A revolutionary new study by a team of astronomers suggests that although the universe may be filled with planets similar to Earth, other Earth-like worlds may be quite different from our planet. Garik Israelian, an astronomer at the Institute for Astrophysics in the Canary Islands (AIC), alerted me to this fascinating study. He is one of the researchers involved, the others being Jonay González Hernández (also of the AIC); Jade C. Carter-Bond and David O’Brien of the Planetary Science Institute in Tucson, Arizona; and Elisa Delgado Mena and Nuno C. Santos of the University of Porto in Portugal.

ESO/M. Kornmesser
The astronomers and their students have been working on this project for some 10 years. Computer simulations produced by the teams show that because of varying elemental abundances in host stars, the planets in orbit about them could have a large range of terrestrial compositions. The mineralogy of these planets would vary greatly depending on the available elements, and two key ratios are especially important: the ratio of carbon to oxygen (which controls the distribution of silicon among carbonate and oxide minerals) and the ratio of magnesium to silicon (which yields information about silicate mineralogy).

In 2010, Carter-Bond and collaborators carried out computer simulations, including the chemical composition of protoplanetary clouds, and found that terrestrial planets formed with a wide variety of chemical compositions. Mena and collaborators carried out the first detailed study of carbon, oxygen, magnesium, and silicon abundances in 61 stars with detected exoplanets and 270 stars without detected planets from the HARPS spectrograph on the 3.6-meter telescope at the European Southern Observatory’s La Silla Observatory in Chile.  
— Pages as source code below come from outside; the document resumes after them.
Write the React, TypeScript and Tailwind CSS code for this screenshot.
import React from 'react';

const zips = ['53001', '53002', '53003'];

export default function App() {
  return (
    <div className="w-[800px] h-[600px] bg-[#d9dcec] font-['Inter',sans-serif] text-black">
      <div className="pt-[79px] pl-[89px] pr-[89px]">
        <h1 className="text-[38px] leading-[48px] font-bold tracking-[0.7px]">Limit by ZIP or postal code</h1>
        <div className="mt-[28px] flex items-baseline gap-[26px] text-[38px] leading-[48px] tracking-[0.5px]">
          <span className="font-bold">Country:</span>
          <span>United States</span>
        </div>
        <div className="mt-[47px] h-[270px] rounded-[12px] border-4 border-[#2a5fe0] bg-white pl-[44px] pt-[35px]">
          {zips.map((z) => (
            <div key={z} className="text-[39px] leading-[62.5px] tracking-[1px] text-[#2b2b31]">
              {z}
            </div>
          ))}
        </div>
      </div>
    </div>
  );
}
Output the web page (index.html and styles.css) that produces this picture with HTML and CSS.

The astronomers found ratios of minerals very different than those in the Sun, which demonstrates a wide variety of planetary systems must exist. Many stars with exoplanets in the HARPS sample have magnesium to silicon ratios of less than 1, meaning their planets would have abundant silicon, which would have significant implications for plate tectonics, volcanism, and atmospheric composition, as well as mineral species.

“There could be billions of Earth-like planets in the universe, but a great majority of them may have a totally different internal and atmospheric structure,” said Israelian. “Building planets in chemically non-solar environments may lead to the formation of strange worlds very different than Earth.”